Scientists awarded European Research Council starting grants

Congratulations to Dr Ross Howie and Dr Davide Michieletto who were awarded European Research Council starting grants. 

The European Research Council (ERC) awards starting grants each year to talented early-career scientists who have already produced excellent supervised work and show potential to be a research leader.

Metallisation of hydrogen

Ross’s project concerns the metallisation of hydrogen. Element number one, hydrogen, is the simplest and most abundant element in the universe. The relative abundance is reflected in the gas giant Jupiter, where under extreme pressures and temperatures, hydrogen exists in a dense metallic fluid state. In 1935, it was predicted that such a metallic state could also be realised at considerably lower temperatures, but up to now this has not been achieved.  The metallic state of hydrogen is expected to exhibit a whole host of fascinating properties at high pressure, from room temperature superconductivity, to a novel superfluid liquid ground state.  It is thus the holy grail of extreme condition science. Recent experimental progress has brought us tantalizingly close to the metallisation conditions, but the metallic state has remained elusive. Ross proposes a novel hydrogen research programme that will combine complex diamond sculpting, time resolved spectroscopy and novel fast compression techniques to extend the pressures achievable in the lab.  The project promises to resolve many outstanding questions surrounding one of the most fundamental unsolved problems in condensed matter physics: the metallisation of element one.
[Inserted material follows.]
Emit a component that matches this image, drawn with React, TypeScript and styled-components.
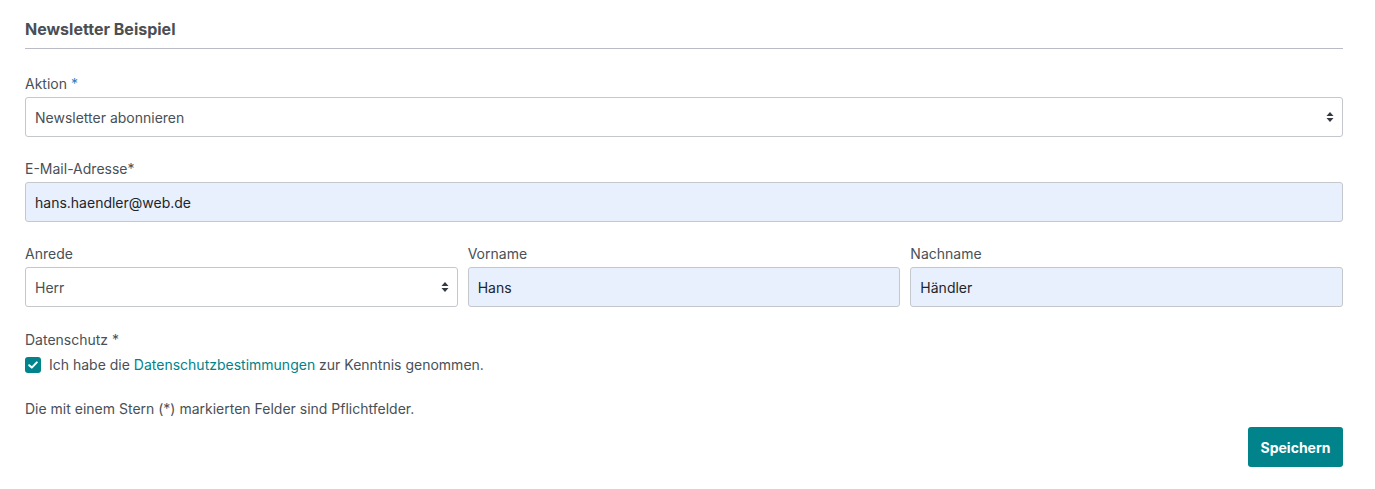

Topologically active polymers

Davide is a recently appointed Royal Society University Research Fellow. His project concerns synthetic and biological polymers: such as the ones that make every-day plastics and living cells. Most of the polymers in everyday materials have a fixed structure that cannot be changed in time. In this project, Davide proposes to shift this paradigm by considering polymers whose architecture can be modified in time via operations that cut and glue the polymers' backbone at the expense of energy.  Davide names them "topologically active polymers" (TAPs). These novel polymers may find applications in medical devices, such as hydrogels that can selectively respond to the concentration of certain proteins. Given the fundamental importance of polymer science and the ubiquity of protein-regulated topology-altering operations on DNA in vivo, this exciting bottom-up project will not only open a new area of fundamental research with potential far-reaching applications but will also shed new light into the workings of certain vitally important classes of proteins.

Both Ross Howie and Davide Michieletto are based in the School’s Institute for Condensed Matter and Complex Systems.